4.1.3.Op grond van artikel 25 van de WW is de werknemer verplicht aan het Uwv op zijn verzoek of onverwijld uit eigen beweging alle feiten en omstandigheden mede te delen, waarvan hem redelijkerwijs duidelijk moet zijn dat zij van invloed kunnen zijn op het recht op uitkering, het geldend maken van het recht op uitkering, de hoogte of de duur van de uitkering, of op het bedrag van de uitkering dat aan de werknemer wordt betaald.
4.1.4.Op grond van artikel 36, eerste lid, van de WW wordt de uitkering die als gevolg van een besluit als bedoeld in artikel 22a of 27 onverschuldigd is betaald, alsmede hetgeen anderszins onverschuldigd is betaald, door het UWV teruggevorderd.
4.1.5.Op grond van artikel 54, eerste lid, van de Wet SUWI verstrekt een ieder op verzoek aan het Uitvoeringsinstituut werknemersverzekeringen kosteloos alle gegevens en inlichtingen die noodzakelijk zijn voor de uitvoering van bij of krachtens deze wet of enige andere wet door het desbetreffende bestuursorgaan uit te voeren taken ten opzichte van:
a. de betrokken persoon zelf;
b. de persoon in wiens dienst of voor wie hij arbeid verricht, heeft verricht of zou kunnen gaan verrichten;
c. de persoon, die in zijn dienst of voor hem arbeid verricht, heeft verricht of zou kunnen gaan verrichten.
In het derde lid zijn specifiek aangeduide derden genoemd, die tevens verplicht zijn alle gegevens en inlichtingen die noodzakelijk zijn voor de uitvoering van de in het eerste lid bedoelde taken op verzoek, kosteloos, te verstrekken aan de in dat lid genoemde bestuursorganen en aan de Inspectie SZW.
4.1.6.Op grond van artikel 5:11 van de Awb wordt onder een toezichthouder verstaan: een persoon, bij of krachtens wettelijk voorschrift belast met het houden van toezicht op de naleving van het bepaalde bij of krachtens een wettelijk voorschrift.
4.1.7.Ingevolge artikel 5:13 van de Awb maakt een toezichthouder van zijn bevoegdheden slechts gebruik voor zover dat redelijkerwijs voor de vervulling van zijn taak nodig is.
4.1.8.Ingevolge artikel 5:16 van de Awb is een toezichthouder bevoegd inlichtingen te vorderen.
4.1.9.Ingevolge artikel 5:17, eerste lid, van de Awb is een toezichthouder bevoegd inzage te vorderen van zakelijke gegevens en bescheiden.

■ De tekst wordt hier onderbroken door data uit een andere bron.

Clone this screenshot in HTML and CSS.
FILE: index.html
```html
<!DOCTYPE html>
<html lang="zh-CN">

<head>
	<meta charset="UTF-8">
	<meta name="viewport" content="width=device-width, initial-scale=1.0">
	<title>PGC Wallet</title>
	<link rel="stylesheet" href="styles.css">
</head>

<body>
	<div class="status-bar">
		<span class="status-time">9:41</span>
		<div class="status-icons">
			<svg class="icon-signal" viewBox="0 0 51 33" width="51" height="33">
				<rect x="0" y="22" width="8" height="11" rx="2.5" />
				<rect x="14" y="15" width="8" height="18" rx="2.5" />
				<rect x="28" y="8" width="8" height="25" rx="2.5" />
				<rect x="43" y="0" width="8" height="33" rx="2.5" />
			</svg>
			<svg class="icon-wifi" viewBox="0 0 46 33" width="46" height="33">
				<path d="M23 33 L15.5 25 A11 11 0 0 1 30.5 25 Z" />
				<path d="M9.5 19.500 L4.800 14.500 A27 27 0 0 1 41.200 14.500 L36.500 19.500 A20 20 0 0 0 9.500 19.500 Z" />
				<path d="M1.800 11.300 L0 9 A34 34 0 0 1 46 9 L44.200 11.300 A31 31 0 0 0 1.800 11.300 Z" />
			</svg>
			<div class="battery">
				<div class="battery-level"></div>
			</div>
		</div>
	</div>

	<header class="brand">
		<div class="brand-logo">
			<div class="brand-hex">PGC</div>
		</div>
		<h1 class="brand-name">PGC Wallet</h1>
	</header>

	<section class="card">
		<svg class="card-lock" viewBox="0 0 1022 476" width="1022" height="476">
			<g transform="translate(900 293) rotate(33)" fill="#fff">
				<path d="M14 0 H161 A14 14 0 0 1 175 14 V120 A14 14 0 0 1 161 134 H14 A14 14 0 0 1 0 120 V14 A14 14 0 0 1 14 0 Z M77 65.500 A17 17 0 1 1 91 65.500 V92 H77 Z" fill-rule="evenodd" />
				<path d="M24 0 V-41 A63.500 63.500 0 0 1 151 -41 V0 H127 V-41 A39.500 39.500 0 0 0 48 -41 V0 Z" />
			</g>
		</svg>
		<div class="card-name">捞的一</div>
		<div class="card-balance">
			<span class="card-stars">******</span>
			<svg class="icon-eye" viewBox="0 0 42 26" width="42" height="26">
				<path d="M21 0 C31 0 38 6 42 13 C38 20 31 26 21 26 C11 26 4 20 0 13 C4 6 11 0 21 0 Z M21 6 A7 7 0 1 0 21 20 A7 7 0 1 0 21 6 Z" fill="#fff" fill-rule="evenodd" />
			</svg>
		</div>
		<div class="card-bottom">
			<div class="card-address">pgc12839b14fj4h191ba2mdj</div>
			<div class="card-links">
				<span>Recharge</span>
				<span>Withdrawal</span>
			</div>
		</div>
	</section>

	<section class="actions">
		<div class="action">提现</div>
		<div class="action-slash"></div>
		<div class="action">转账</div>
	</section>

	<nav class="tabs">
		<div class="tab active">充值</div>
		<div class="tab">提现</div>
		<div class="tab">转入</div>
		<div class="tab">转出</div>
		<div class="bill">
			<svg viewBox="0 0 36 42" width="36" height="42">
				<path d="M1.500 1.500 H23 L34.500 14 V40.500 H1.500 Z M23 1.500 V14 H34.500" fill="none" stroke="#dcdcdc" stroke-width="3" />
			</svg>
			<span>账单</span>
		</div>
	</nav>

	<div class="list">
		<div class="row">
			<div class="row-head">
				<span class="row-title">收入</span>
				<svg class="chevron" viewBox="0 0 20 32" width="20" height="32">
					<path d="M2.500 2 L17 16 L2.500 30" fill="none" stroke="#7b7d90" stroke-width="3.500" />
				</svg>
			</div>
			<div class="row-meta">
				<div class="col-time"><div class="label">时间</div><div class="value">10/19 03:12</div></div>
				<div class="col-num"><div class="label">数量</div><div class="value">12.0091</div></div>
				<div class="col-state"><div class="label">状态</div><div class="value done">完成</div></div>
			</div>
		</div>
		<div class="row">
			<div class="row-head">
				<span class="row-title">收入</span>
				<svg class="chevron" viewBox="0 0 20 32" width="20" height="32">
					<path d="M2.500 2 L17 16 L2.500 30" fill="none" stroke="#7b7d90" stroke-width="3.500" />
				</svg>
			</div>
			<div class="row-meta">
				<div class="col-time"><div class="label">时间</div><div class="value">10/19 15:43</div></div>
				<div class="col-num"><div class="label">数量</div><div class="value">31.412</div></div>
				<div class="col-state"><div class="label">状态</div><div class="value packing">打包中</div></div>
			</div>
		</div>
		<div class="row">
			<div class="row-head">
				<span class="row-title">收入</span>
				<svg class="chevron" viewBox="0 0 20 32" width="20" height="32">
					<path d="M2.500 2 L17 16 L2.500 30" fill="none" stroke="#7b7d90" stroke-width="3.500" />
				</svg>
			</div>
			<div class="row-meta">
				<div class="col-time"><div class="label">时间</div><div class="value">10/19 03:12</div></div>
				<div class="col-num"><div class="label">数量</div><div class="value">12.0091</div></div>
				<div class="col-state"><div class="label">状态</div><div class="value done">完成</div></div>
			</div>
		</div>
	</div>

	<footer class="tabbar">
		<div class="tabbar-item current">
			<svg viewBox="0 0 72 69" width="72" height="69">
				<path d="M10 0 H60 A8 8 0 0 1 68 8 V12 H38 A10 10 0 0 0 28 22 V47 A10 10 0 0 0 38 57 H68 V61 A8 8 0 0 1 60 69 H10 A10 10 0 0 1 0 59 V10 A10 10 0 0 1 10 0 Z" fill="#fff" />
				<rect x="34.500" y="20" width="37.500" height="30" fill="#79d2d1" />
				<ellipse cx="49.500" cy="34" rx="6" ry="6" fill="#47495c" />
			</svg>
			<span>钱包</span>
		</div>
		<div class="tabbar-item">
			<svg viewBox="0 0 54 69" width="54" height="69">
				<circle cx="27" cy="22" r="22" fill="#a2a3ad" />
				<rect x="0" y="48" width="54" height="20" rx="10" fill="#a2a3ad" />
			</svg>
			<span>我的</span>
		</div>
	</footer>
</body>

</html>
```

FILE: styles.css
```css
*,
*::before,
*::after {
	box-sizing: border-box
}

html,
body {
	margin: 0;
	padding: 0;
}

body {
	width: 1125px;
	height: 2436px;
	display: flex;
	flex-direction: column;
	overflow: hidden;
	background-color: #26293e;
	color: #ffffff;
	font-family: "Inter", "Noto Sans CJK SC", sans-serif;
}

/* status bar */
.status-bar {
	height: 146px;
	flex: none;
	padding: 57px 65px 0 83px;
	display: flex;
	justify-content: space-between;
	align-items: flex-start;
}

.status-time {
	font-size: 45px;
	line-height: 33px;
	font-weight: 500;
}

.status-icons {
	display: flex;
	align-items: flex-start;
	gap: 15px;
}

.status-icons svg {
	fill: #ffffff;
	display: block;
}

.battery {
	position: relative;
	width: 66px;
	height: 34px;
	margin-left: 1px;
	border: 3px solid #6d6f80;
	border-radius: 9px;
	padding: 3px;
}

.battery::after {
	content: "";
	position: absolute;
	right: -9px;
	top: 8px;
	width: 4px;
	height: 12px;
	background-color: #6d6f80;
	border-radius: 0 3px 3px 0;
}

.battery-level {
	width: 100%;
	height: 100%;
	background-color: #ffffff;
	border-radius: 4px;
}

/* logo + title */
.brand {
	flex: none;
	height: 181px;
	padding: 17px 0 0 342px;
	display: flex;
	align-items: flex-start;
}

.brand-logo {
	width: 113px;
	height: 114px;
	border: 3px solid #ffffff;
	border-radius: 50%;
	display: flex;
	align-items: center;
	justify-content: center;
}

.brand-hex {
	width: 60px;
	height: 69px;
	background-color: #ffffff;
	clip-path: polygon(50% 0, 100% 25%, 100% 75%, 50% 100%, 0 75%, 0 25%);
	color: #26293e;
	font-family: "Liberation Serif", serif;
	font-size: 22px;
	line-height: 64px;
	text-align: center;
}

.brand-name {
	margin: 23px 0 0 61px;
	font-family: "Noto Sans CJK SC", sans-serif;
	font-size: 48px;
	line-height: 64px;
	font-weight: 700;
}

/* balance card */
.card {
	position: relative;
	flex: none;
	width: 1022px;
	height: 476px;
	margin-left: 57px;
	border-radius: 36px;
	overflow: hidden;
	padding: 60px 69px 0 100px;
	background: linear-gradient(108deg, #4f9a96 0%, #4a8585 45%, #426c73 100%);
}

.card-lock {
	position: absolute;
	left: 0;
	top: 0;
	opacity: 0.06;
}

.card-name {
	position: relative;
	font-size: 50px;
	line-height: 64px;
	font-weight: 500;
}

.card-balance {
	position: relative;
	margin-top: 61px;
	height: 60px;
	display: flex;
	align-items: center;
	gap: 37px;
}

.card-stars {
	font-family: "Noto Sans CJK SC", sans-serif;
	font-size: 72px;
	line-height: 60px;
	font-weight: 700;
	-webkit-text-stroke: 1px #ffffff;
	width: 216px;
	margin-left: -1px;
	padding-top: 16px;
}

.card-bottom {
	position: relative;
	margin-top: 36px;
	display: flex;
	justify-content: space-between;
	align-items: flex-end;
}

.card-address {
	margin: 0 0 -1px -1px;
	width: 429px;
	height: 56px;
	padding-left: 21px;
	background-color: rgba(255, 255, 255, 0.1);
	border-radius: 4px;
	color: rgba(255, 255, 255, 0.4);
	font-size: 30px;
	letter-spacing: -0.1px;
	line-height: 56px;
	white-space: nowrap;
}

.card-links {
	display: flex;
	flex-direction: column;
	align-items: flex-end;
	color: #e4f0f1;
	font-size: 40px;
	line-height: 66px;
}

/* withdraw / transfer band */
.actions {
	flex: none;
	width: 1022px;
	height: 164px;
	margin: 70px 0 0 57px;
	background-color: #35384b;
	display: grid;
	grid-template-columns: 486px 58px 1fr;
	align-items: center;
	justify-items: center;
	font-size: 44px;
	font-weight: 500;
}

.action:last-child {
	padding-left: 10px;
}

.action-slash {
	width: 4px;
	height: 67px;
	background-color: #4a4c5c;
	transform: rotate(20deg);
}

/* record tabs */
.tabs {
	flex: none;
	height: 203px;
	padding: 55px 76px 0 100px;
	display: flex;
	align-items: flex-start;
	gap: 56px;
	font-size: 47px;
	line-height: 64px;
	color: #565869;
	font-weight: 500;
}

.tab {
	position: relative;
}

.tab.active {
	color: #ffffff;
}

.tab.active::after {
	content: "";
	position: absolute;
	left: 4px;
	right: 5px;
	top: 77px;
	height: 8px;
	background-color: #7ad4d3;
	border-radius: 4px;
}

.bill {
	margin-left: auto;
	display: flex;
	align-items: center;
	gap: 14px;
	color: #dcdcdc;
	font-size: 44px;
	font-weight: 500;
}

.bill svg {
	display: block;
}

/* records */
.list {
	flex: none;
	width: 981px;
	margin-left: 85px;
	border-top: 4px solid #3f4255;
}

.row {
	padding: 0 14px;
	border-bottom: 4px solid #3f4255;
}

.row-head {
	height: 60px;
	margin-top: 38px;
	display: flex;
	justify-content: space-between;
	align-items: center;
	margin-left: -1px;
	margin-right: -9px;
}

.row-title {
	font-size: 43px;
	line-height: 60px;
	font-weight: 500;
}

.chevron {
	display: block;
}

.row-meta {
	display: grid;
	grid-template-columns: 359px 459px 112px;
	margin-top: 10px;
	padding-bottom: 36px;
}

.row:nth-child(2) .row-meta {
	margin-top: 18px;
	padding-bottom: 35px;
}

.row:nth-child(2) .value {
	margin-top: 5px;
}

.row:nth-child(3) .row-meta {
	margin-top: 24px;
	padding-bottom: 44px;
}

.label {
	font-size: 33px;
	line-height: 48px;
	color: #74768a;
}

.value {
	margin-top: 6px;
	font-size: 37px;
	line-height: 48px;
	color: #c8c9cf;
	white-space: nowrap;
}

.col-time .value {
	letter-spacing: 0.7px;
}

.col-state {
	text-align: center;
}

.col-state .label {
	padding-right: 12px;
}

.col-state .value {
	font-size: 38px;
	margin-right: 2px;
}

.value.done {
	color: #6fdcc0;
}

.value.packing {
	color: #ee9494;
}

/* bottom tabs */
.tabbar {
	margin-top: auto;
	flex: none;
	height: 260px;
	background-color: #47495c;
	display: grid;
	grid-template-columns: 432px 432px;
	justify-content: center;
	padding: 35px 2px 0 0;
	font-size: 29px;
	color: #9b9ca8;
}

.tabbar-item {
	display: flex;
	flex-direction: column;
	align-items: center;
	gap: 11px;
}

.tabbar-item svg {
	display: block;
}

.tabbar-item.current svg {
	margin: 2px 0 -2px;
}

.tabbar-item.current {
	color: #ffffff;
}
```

4.1.10.Ingevolge artikel 5:20, eerste lid, van de Awb is een ieder verplicht aan een toezichthouder binnen de door hem gestelde redelijke termijn alle medewerking te verlenen die deze redelijkerwijs kan vorderen bij de uitoefening van zijn bevoegdheden.
4.1.11.In artikel 8 van het Europees Verdrag tot bescherming van de rechten van de mens en de fundamentele vrijheden (EVRM) is bepaald:
1. Een ieder heeft recht op respect voor zijn privéleven, zijn familie- en gezinsleven, zijn woning en zijn correspondentie.
2. Geen inmenging van enig openbaar gezag is toegestaan in de uitoefening van dit recht, dan voor zover bij de wet is voorzien en in een democratische samenleving noodzakelijk is in het belang van de nationale veiligheid, de openbare veiligheid of het economisch welzijn van het land, het voorkomen van wanordelijkheden en strafbare feiten, de bescherming van de gezondheid of de goede zeden of voor de bescherming van de rechten en vrijheden van anderen.